**MATERIAL SUPPLIED:**
╭──
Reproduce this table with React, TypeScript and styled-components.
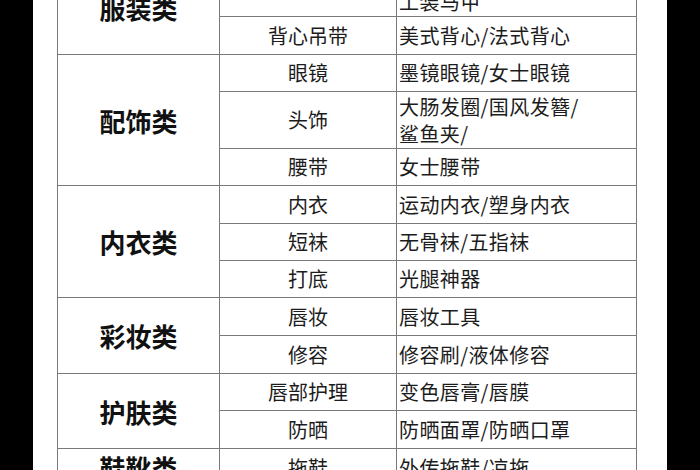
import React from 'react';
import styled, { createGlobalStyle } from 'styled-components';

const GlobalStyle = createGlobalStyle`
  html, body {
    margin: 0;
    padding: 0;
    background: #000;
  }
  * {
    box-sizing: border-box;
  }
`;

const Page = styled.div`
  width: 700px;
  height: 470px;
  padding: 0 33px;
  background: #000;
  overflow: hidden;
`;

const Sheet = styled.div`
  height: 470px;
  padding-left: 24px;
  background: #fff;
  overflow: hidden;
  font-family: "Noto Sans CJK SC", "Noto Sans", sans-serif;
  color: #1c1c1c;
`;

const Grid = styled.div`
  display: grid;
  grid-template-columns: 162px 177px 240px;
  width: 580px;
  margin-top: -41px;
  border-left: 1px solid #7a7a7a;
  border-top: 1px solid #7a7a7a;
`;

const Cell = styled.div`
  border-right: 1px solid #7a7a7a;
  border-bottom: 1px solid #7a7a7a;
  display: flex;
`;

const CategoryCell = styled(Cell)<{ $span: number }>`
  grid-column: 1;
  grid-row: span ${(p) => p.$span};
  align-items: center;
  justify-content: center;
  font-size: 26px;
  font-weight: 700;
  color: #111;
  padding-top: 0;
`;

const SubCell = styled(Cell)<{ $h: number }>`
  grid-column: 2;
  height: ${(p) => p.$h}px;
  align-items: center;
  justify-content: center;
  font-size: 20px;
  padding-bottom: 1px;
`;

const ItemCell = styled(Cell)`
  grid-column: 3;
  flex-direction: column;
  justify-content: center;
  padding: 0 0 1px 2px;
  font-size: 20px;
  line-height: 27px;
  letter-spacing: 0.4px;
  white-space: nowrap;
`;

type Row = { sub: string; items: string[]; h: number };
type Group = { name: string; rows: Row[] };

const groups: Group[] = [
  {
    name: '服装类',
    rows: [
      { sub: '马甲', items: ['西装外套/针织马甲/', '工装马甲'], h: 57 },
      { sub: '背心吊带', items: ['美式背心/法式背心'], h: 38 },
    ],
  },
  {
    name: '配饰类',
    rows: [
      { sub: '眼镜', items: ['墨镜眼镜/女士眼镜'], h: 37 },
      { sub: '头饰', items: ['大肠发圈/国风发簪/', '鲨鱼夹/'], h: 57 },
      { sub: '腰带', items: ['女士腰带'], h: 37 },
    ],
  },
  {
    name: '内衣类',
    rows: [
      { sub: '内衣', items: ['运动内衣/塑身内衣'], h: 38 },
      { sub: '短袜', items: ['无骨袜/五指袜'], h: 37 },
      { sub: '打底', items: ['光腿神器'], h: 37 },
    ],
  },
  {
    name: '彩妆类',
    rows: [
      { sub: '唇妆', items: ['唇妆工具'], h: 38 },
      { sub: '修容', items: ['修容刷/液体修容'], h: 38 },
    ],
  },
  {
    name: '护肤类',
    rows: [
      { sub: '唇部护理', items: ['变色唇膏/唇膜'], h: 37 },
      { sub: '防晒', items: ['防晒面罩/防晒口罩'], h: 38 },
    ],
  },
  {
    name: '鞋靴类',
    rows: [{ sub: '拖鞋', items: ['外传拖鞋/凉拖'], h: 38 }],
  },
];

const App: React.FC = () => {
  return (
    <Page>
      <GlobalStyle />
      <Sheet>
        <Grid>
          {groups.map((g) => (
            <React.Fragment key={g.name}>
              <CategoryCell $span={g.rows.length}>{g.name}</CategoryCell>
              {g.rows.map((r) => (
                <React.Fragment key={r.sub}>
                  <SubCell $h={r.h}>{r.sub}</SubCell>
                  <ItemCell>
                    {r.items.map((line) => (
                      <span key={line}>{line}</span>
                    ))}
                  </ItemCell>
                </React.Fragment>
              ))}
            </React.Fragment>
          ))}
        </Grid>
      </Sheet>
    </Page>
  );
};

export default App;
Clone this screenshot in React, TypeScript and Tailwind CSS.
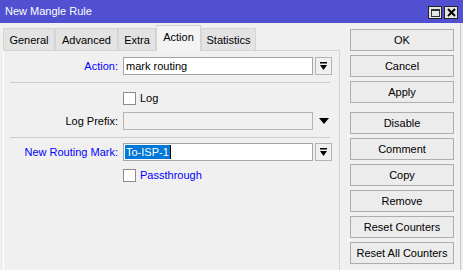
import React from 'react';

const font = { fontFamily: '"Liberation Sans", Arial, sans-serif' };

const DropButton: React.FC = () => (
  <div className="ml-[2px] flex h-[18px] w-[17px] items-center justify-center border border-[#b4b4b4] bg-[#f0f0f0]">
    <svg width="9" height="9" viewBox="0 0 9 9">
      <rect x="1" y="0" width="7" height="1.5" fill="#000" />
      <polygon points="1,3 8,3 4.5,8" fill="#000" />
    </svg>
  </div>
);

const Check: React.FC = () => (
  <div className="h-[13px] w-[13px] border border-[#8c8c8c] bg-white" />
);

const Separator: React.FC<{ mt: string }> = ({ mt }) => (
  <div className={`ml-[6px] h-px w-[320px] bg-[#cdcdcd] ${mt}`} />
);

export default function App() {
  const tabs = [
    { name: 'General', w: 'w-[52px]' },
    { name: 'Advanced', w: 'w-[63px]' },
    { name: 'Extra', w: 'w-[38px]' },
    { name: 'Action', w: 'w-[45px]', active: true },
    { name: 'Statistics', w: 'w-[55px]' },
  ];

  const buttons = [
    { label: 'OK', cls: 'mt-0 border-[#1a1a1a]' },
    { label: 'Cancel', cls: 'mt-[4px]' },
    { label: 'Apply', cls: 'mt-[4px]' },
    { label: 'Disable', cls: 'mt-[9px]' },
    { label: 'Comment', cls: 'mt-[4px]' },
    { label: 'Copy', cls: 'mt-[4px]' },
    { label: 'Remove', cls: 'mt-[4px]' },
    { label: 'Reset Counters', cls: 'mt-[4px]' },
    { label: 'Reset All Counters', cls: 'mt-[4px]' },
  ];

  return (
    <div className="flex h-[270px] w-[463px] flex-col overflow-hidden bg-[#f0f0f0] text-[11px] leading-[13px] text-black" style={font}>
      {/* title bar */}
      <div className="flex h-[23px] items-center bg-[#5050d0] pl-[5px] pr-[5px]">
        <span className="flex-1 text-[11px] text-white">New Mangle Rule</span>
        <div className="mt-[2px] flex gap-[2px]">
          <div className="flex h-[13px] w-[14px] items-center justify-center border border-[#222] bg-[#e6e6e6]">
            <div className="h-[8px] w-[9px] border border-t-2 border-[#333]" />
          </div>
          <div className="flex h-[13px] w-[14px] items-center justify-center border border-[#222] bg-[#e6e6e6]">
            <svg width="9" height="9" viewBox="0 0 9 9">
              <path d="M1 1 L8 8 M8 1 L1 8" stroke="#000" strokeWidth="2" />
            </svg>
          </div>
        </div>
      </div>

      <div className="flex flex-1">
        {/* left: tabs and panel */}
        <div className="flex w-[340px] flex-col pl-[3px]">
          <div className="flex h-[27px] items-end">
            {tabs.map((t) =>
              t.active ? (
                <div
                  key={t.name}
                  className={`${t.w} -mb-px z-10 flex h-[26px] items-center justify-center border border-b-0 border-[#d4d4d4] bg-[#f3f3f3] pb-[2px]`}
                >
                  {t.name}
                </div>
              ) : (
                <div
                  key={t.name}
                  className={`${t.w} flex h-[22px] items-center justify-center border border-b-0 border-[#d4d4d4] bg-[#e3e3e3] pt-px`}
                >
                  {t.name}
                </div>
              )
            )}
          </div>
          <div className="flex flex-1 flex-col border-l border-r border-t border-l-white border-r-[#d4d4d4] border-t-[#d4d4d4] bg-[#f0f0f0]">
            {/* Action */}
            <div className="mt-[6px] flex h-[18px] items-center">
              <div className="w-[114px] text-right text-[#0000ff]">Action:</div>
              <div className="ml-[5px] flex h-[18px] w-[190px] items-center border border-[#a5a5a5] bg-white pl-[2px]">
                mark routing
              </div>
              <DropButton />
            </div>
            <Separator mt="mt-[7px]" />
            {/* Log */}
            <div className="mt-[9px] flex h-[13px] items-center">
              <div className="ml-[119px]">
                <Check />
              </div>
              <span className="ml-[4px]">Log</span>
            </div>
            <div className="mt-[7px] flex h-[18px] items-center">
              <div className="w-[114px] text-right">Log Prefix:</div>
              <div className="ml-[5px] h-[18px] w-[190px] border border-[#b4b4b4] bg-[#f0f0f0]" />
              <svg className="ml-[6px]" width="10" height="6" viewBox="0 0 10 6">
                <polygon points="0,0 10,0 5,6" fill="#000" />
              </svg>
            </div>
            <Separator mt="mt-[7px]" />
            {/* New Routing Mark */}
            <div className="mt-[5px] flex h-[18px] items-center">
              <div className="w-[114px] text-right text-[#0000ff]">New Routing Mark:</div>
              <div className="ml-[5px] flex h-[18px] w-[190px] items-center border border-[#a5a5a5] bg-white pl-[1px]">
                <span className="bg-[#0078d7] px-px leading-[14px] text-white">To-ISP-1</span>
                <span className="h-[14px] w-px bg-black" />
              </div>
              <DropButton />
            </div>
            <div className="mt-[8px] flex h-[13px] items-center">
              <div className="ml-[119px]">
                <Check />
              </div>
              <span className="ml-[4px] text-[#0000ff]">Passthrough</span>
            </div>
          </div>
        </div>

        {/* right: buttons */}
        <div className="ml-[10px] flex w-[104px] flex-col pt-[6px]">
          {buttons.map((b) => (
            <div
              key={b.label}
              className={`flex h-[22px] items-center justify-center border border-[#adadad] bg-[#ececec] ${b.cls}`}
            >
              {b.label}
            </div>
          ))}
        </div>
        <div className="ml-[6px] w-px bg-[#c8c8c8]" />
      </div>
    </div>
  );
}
╰──
**WHAT YOU NEED TO DO:** Take every line from the records above that has the word "this" and copy it.

**REPLY TO THE TASK:**
Reproduce this table with React, TypeScript and styled-components.
Clone this screenshot in React, TypeScript and Tailwind CSS.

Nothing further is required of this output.